While often derided for mishearing a user's request, voice recognition systems for digital assistants like Siri have become more accurate over the years, including the development of on-device recognition. In a new move, a project is aiming to increase the accuracy further, by targeting people with speech impediments and disabilities.
Partnering with Apple, Amazon, Google, Meta, and Microsoft, as well as non-profits, UIUC's Speech Accessibility Project will try to expand the range of speech patterns that voice recognition systems can understand. This includes a focus on speech affected by diseases and disabilities, including Lou Gehrig's disease, Amyotrophic Lateral Sclerosis, Parkinson's, cerebral palsy, and Down syndrome.
In some cases, speech recognition systems could provide quality-of-life improvements to users with ailments that inhibit movement, but issues affecting the user's voice can impact its effectiveness.
Under the Speech Accessibility Project, samples will be collected from individuals "representing a diversity of speech patterns," to create a private and de-identified dataset.
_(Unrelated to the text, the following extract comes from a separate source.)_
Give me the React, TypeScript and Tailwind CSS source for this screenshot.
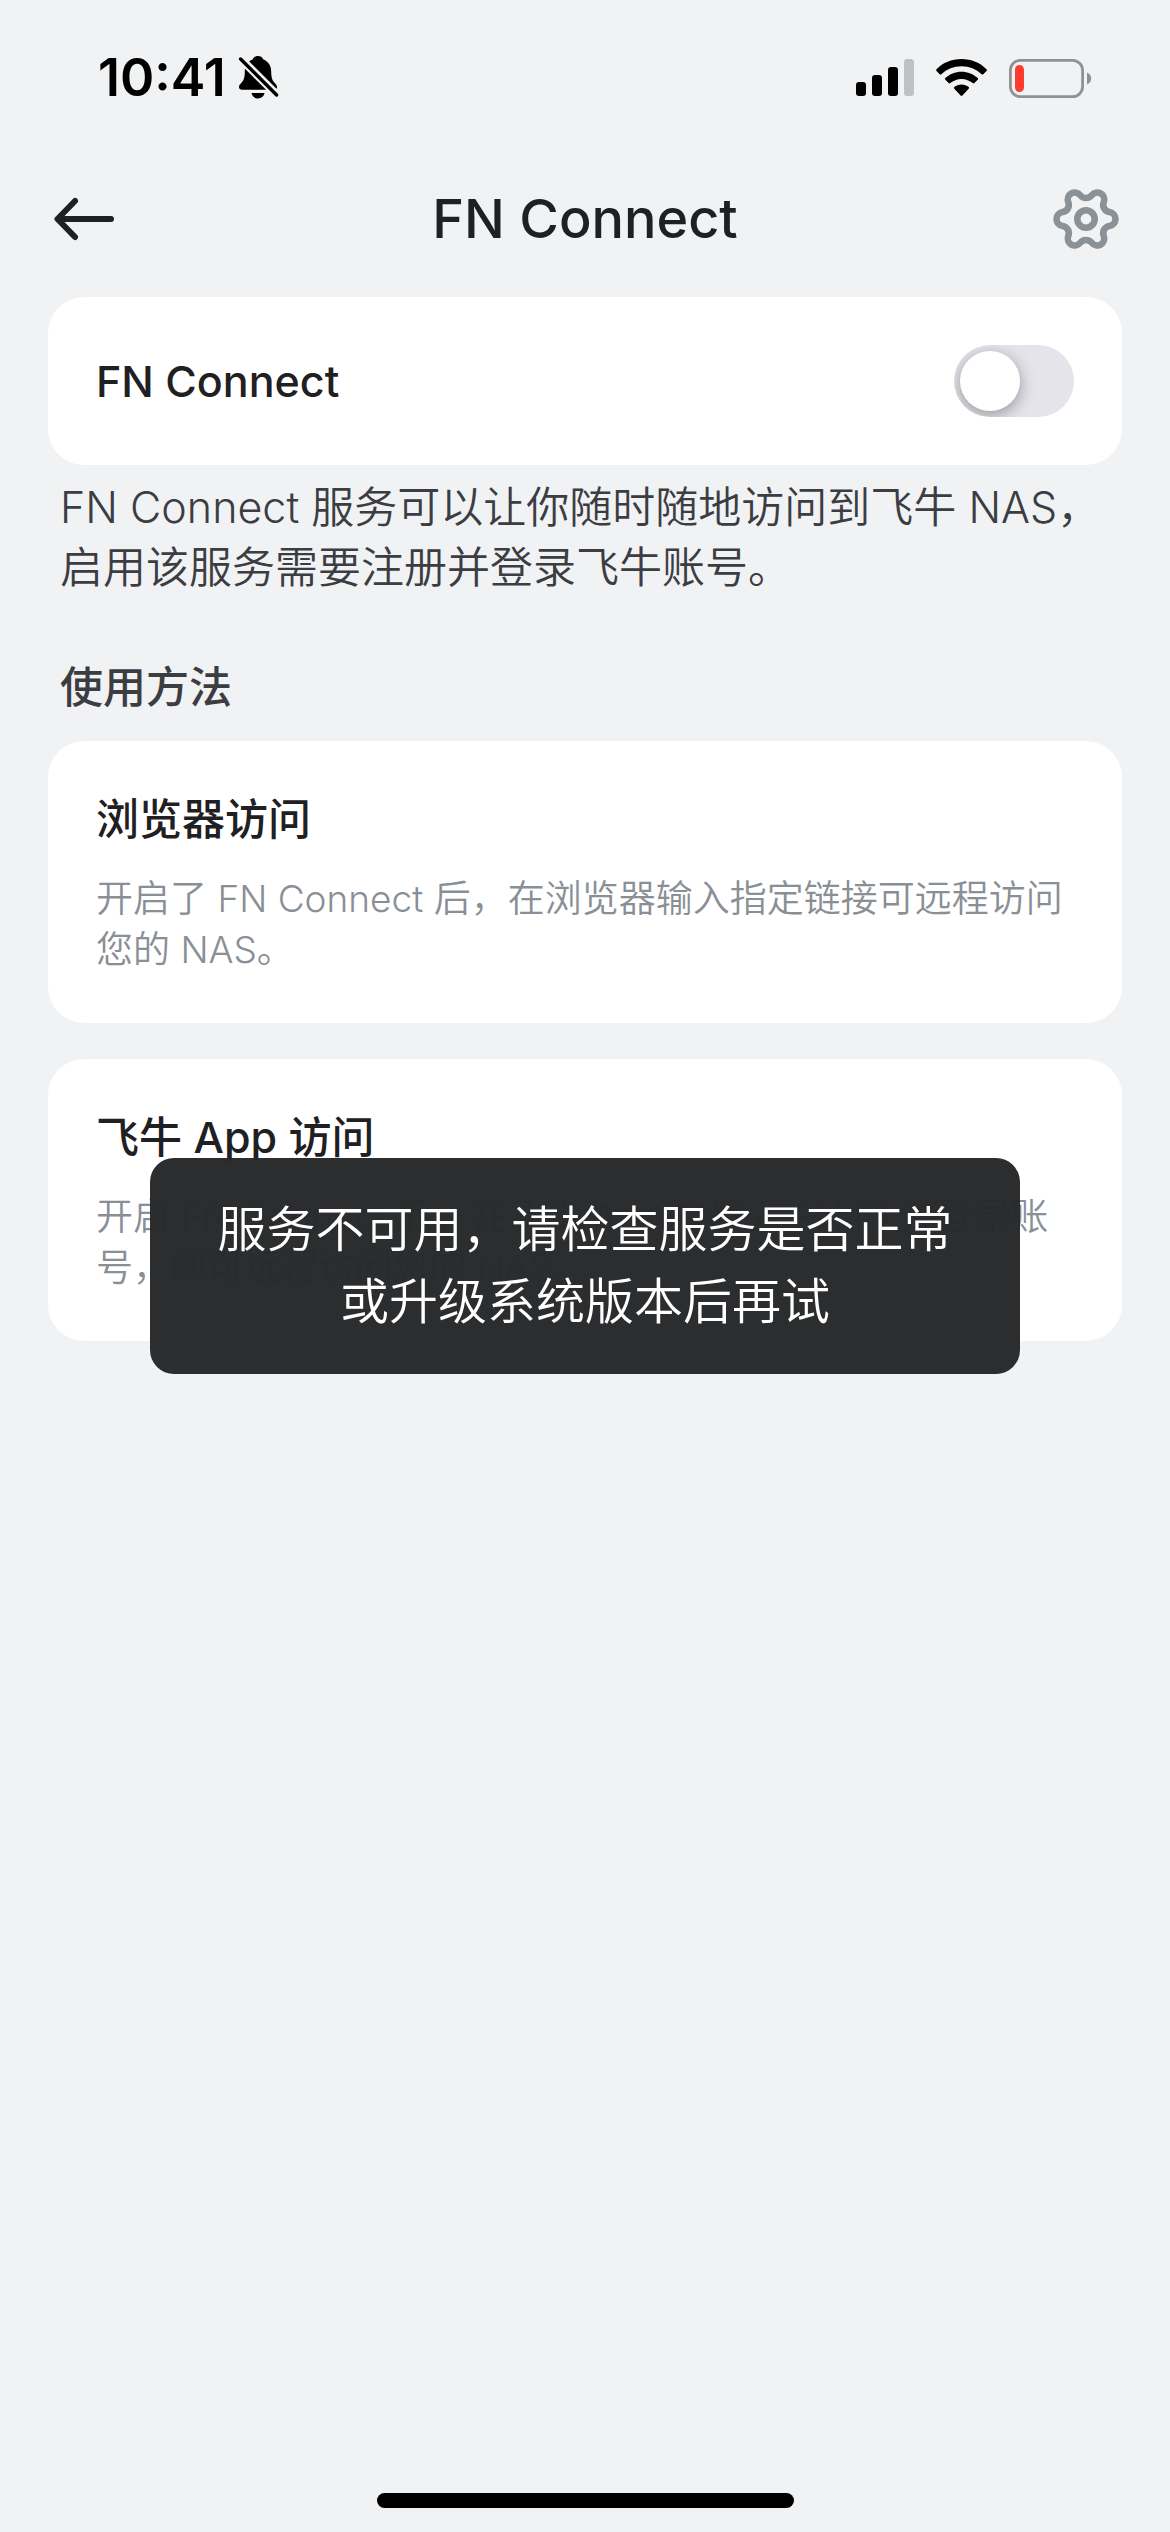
import React, { useState } from "react";

interface MethodCardProps {
  title: string;
  text: string;
}

const methods: MethodCardProps[] = [
  {
    title: "浏览器访问",
    text: "开启了 FN Connect 后，在浏览器输入指定链接可远程访问您的 NAS。",
  },
  {
    title: "飞牛 App 访问",
    text: "开启 FN Connect 后，在飞牛 App 中输入 FN ID 并登录账号，即可远程访问您的 NAS。",
  },
];

function BellOffIcon() {
  return (
    <svg width="41" height="46" viewBox="0 0 41 46" aria-hidden="true">
      <path
        d="M20 1c-3 0-4.600 1.600-5.400 3.600C9.500 6.600 6.800 11 6.800 16.500c0 7-1.500 9.500-4 12C1.300 30 1 31 1 32c0 1.700 1.200 2.700 3 2.700h32c1.800 0 3-1 3-2.700 0-1-.4-2-1.800-3.500-2.500-2.500-4-5-4-12 0-5.500-2.700-9.900-7.800-11.900C24.600 2.600 23 1 20 1zM13.500 38h13c-.6 3.300-3.200 5.400-6.500 5.400s-5.900-2.100-6.500-5.400z"
        fill="#000"
      />
      <path d="M1 2l39 39" stroke="#f1f2f4" strokeWidth="8" />
      <path d="M2.600 4l36 36" stroke="#000" strokeWidth="3.400" strokeLinecap="round" />
    </svg>
  );
}

function SignalIcon() {
  return (
    <svg width="58" height="38" viewBox="0 0 58 38" aria-hidden="true">
      <rect x="0" y="23" width="10" height="14" rx="3" />
      <rect x="16" y="16" width="10" height="21" rx="3" />
      <rect x="32" y="8" width="10" height="29" rx="3" />
      <rect x="48" y="0" width="10" height="37" rx="3" fill="#c0c1c3" />
    </svg>
  );
}

function WifiIcon() {
  return (
    <svg width="51" height="38" viewBox="0 0 51 38" aria-hidden="true">
      <path d="M25.500 0C35.500 0 44 3.700 50.500 10.200c.5.500.5 1.200 0 1.700l-3.200 3.300c-.5.500-1.200.5-1.700 0C40.200 10 33.300 7.200 25.500 7.200S10.800 10 5.400 15.200c-.5.500-1.200.5-1.700 0L.5 11.900c-.5-.5-.5-1.200 0-1.700C7 3.700 15.500 0 25.500 0z" />
      <path d="M25.500 12.800c6.300 0 11.900 2.400 16.200 6.300.5.500.5 1.200 0 1.700l-3.300 3.300c-.5.500-1.200.5-1.700 0-3-2.600-6.800-4.200-11.200-4.200s-8.200 1.600-11.200 4.200c-.5.500-1.200.5-1.700 0l-3.300-3.300c-.5-.5-.5-1.200 0-1.700 4.300-3.900 9.900-6.300 16.200-6.300z" />
      <path d="M25.500 25.500c2.800 0 5.300 1 7.200 2.600.5.500.5 1.100 0 1.600l-6.300 6.900c-.5.500-1.300.5-1.800 0l-6.300-6.900c-.5-.5-.5-1.100 0-1.600 1.900-1.600 4.400-2.600 7.200-2.600z" />
    </svg>
  );
}

function BatteryIcon() {
  return (
    <svg width="83" height="39" viewBox="0 0 83 39" aria-hidden="true">
      <rect x="1.400" y="1.400" width="72.200" height="36.200" rx="10" fill="none" stroke="#8f9193" strokeWidth="2.800" />
      <path d="M78 13.500c2.600.8 4.200 3.200 4.200 6s-1.600 5.200-4.200 6z" fill="#8f9193" />
      <rect x="6" y="6" width="9" height="27" rx="4.500" fill="#ff3b30" />
    </svg>
  );
}

function BackIcon() {
  return (
    <svg width="60" height="44" viewBox="0 0 60 44" fill="none" stroke="#1f2022" strokeWidth="6" strokeLinecap="round" strokeLinejoin="round" aria-hidden="true">
      <path d="M57 22H4M21 4L3.500 22 21 40" />
    </svg>
  );
}

function GearIcon() {
  return (
    <svg width="66" height="66" viewBox="-33 -33 66 66" fill="none" stroke="#8a9197" strokeWidth="6.600" strokeLinejoin="round" aria-hidden="true">
      <path d="M23.480 -6.930A7 7 0 0 1 23.480 6.930A7.260 7.260 0 0 0 17.740 16.870A7 7 0 0 1 5.740 23.800A7.260 7.260 0 0 0 -5.740 23.800A7 7 0 0 1 -17.740 16.870A7.260 7.260 0 0 0 -23.480 6.930A7 7 0 0 1 -23.480 -6.930A7.260 7.260 0 0 0 -17.740 -16.870A7 7 0 0 1 -5.740 -23.800A7.260 7.260 0 0 0 5.740 -23.800A7 7 0 0 1 17.740 -16.870A7.260 7.260 0 0 0 23.480 -6.930Z" />
      <circle r="8.700" />
    </svg>
  );
}

function StatusBar() {
  return (
    <div className="flex h-[156px] items-center justify-between pl-[98px] pr-[78px]">
      <div className="flex items-center gap-3">
        <span className="text-[52px] leading-none font-semibold text-black">10:41</span>
        <BellOffIcon />
      </div>
      <div className="flex items-center gap-[22px]">
        <SignalIcon />
        <WifiIcon />
        <BatteryIcon />
      </div>
    </div>
  );
}

function MethodCard({ title, text }: MethodCardProps) {
  return (
    <article className="rounded-[36px] bg-white px-12 py-12">
      <h3 className="text-[43px] leading-[60px] font-medium text-[#1f2022]">{title}</h3>
      <p className="mt-6 text-[37px] leading-[51px] font-[350] text-[#8a8f96]">{text}</p>
    </article>
  );
}

function App() {
  const [enabled, setEnabled] = useState(false);

  return (
    <div className="relative flex min-h-screen w-full flex-col bg-[#f1f2f4] font-['Inter','Noto_Sans_CJK_SC',sans-serif]">
      <StatusBar />
      <header className="grid h-[126px] grid-cols-[1fr_auto_1fr] items-center px-[51px]">
        <button type="button" aria-label="返回" className="justify-self-start pl-[3px]">
          <BackIcon />
        </button>
        <h1 className="text-[54px] leading-[72px] font-medium text-[#1f2022]">FN Connect</h1>
        <button type="button" aria-label="设置" className="justify-self-end">
          <GearIcon />
        </button>
      </header>

      <main className="px-12 pt-[15px]">
        <div className="flex h-[168px] items-center justify-between rounded-[36px] bg-white px-12">
          <label htmlFor="fnConnect" className="text-[43px] leading-[60px] font-[450] text-[#1f2022]">
            FN Connect
          </label>
          <input
            id="fnConnect"
            type="checkbox"
            role="switch"
            checked={enabled}
            onChange={(e) => setEnabled(e.target.checked)}
            className="h-[72px] w-[120px] appearance-none overflow-hidden rounded-full bg-[#e5e4ea] p-[6px] before:block before:size-[60px] before:rounded-full before:bg-white before:shadow-[0_4px_16px_rgba(0,0,0,0.35)] checked:bg-[#34c759] checked:before:translate-x-12"
          />
        </div>
        <p className="mt-3 px-3 text-[43px] leading-[60px] font-[350] text-[#3c3d42]">
          FN Connect 服务可以让你随时随地访问到飞牛 NAS，启用该服务需要注册并登录飞牛账号。
        </p>

        <h2 className="mt-[60px] px-3 text-[43px] leading-[60px] font-medium text-[#3c3d42]">使用方法</h2>
        <div className="mt-6 flex flex-col gap-9">
          {methods.map((method) => (
            <MethodCard key={method.title} title={method.title} text={method.text} />
          ))}
        </div>
      </main>

      <footer className="mt-auto flex justify-center pb-6">
        <div className="h-[15px] w-[417px] rounded-full bg-black"></div>
      </footer>

      <div className="pointer-events-none absolute inset-0 flex items-center justify-center">
        <div role="status" className="rounded-3xl bg-[#27292b]/98 px-[67px] py-9 text-center text-[49px] leading-[72px] font-[350] text-white">
          服务不可用，请检查服务是否正常
          <br />
          或升级系统版本后再试
        </div>
      </div>
    </div>
  );
}

export default App;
That dataset, which will focus on American English at first, could then be used to train machine learning models to better cope with the speech.
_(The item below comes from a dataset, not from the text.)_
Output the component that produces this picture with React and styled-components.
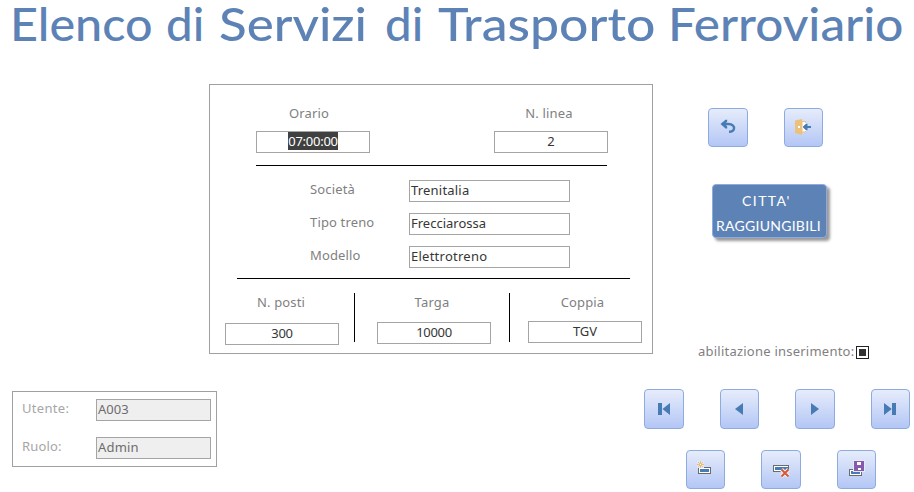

The involvement of a wide array of tech companies that have virtual assistants or offer speech recognition features in their tools could help speed up developments within the project. Instead of using separate teams that could duplicate the results found by others, the teams can instead collaborate directly through the project.
"Speech interfaces should be available to everybody, and that includes people with disabilities," said Mark Hasegawa-Johnson, a professor at UIUC. "This task has been difficult because it requires a lot of infrastructure, ideally the kind that can be supported by leading technology companies, so we've created a uniquely interdisciplinary team with expertise in linguistics, speech, AI, security, and privacy."